In 43 other states, Thomas noted, authorities are required to issue licenses to applicants who meet certain requirements, and officials do not have discretion to say no due to what they believe is an insufficient need.

The conservative justice also looked at the plain language of the Second Amendment, which protects the right “to keep and bear arms.” He described keeping and bearing as two separate things, noting that Heller defines “bear” as “to wear, bear, or carry.” This implies public carrying, Thomas said, because someone would not generally wear their gun in a holster at home, but would “keep” it somewhere.

The 63-page opinion also explored historical restrictions on carrying handguns that New York relied on. Thomas explained why they do not justify a current restriction, noting how past regulations from centuries ago focused on “dangerous and unusual weapons,” while handguns today are relatively commonplace. While the handgun may have been considering dangerous and unusual during colonial times, the opinion said, in modern times it is “the quintessential self-defense weapon.”

The Court’s opinion also stated that the Second Amendment right to keep and bear arms should not be held to a lower standard than other constitutional rights.
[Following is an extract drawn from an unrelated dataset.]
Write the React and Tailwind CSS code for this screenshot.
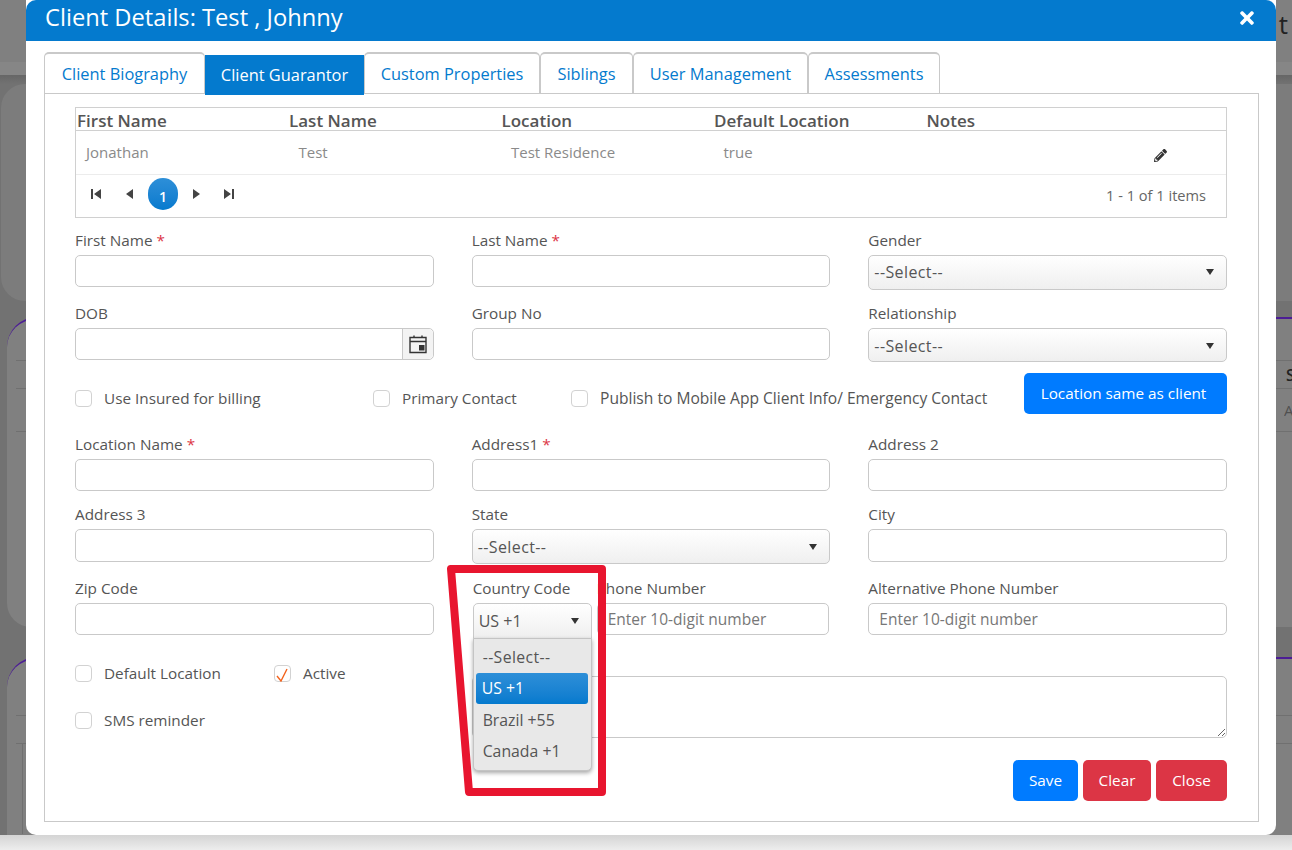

“We know of no other constitutional right that an individual may exercise only after demonstrating to government officers some special need. That is not how the First Amendment works when it comes to unpopular speech or the free exercise of religion. It is not how the Sixth Amendment works when it comes to a defendant’s right to confront the witnesses against him. And it is not how the Second Amendment works when it comes to public carry for self-defense,” Thomas wrote.